The First Amendment Center in the USA has placed online the once unavailable five-volume treatise of the late Rev Dean M. Kelley, the internationally known National Council of Churches USA executive for religious liberty.
The Law of Church and State in America has been described as "a 20-year research masterpiece" which was completed by Kelley but left unpublished after his death. It will be invaluable to all students of religion and modernity, not just in the United States but worldwide - dealing as it does, with key issues of religion, state and civil society.
When Dean M. Kelley died on 11 May 1997, the loss was devastating for proponents of religious liberty. Kelley, who served as Executive for Religious Liberty of the National Council of Churches USA (NCCUSA) from 1960 to 1990, was a nationally recognized expert in the field and had defended the rights of such diverse groups as the Unification Church, Taos Pueblo Indians, the Church of Scientology, Old Order Amish, Christian Scientists, Roman Catholics, Jews, Muslims and mainline Protestants.
"When Dean Kelley died, an enormous amount of knowledge and experience died with him," said Wesley M. "Pat" Pattillo, the NCCUSA's Senior Programme Director for Justice and Advocacy and Communication. "Now, a remarkable publishing venture will make much of that knowledge accessible again for all religious groups working their way through First Amendment issues and church-state controversies."

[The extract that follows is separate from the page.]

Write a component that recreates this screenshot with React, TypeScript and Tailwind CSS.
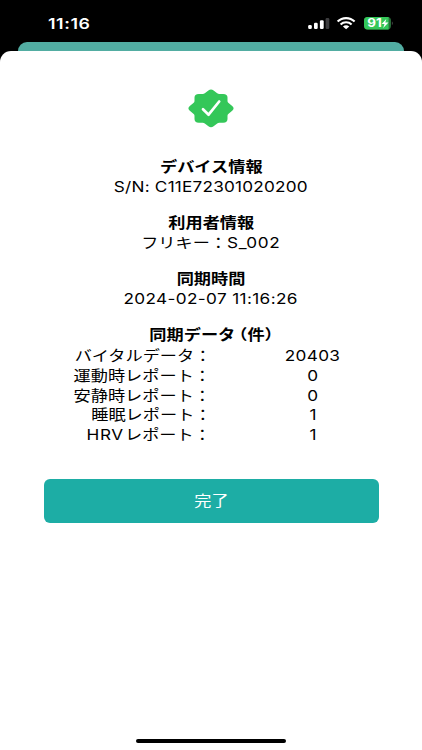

Among the intellectual treasures lost when Kelley died was a five-volume treatise on religious liberty in the USA that he had been working on for 20 years when he fell ill with cancer. Kelley completed the writing before he died, but the publisher abandoned the project when the task of updating developments in state law for inclusion in the book became overwhelming.
Now, in a collaborative venture with the NCCUSA's Committee on Religious Liberty, the First Amendment Center has made Kelley's five-volume The Law of Church and State in America available online.
“The opportunity for online publication rescued a masterpiece from oblivion,” write the members of the manuscript committee, who brought Kelley’s work to its present form. Lenore Hervey, Kelley’s only child and the copyright holder, agreed to make the work freely available for online use. The First Amendment Center agreed to make the work available on its site. The book’s chapters are posted as PDFs.
"Kelley's work at the Council was extraordinary and historic," said the Rev Dr Michael Kinnamon, NCCUSA General Secretary. "Thanks to the First Amendment Center, this once-lost work is now available to a new generation of people who value their freedom to practice their religion as they are led by their faith and intellect."
“As the long-time director of civil and religious liberty at the National Council of Churches of Christ, the Rev Dean Kelley was one of the most effective advocates for religious freedom of his era,” said Charles Haynes of the First Amendment Center, a project of the Washington-based Freedom Forum, which also operates the Newseum, a major exposition center on Pennsylvania Avenue in the nation's capital. “This monumental work on the law of church and state reflects both his deep knowledge of the issues and his extraordinary ability to provide a lively, informed account of case law central to understanding the relationship between religion and government in America.”
Kelley’s book covers a range of topics. In the author’s own words: “This work is organized under five broad themes: (1) the autonomy interests of religious bodies; (2) the outreach activities of religious bodies; (3) the inculcation of the faith by religious bodies; (4) the practice of the faith by the faithful in the ‘world’ (issues of ‘conscience’); and (5) state efforts to shelter, sponsor or protect religion — not always justifiable — and attempts to define what entities or activities are entitled to that treatment."
Kelly continued: “The work of the courts within these areas is analyzed and evaluated according to my understanding of what the Founders’ radical ‘institutional invention’ — of the disengagement of religion from governmental authority — requires and how it has worked out in application (or sometimes misapplication). Extensive excerpts from important court opinions — federal and state — allow the readers to judge for themselves the persuasiveness of judicial reasoning.”
The NCCUSA Committee on Religious Liberty assigned the year-long publishing task to a manuscript committee, chaired by Sharon Worthing Vaino, a member of the editorial council of the Journal of Church and State. Members included Hervey and Haynes as well as Richard Foltin, American Jewish Committee; the Rev N. J. (Skip) L’Heureux Jr., Queens Federation of Churches; Wesley (Pat) Pattillo, National Council of Churches; and the Rev Charles M. Whelan, Fordham University School of Law.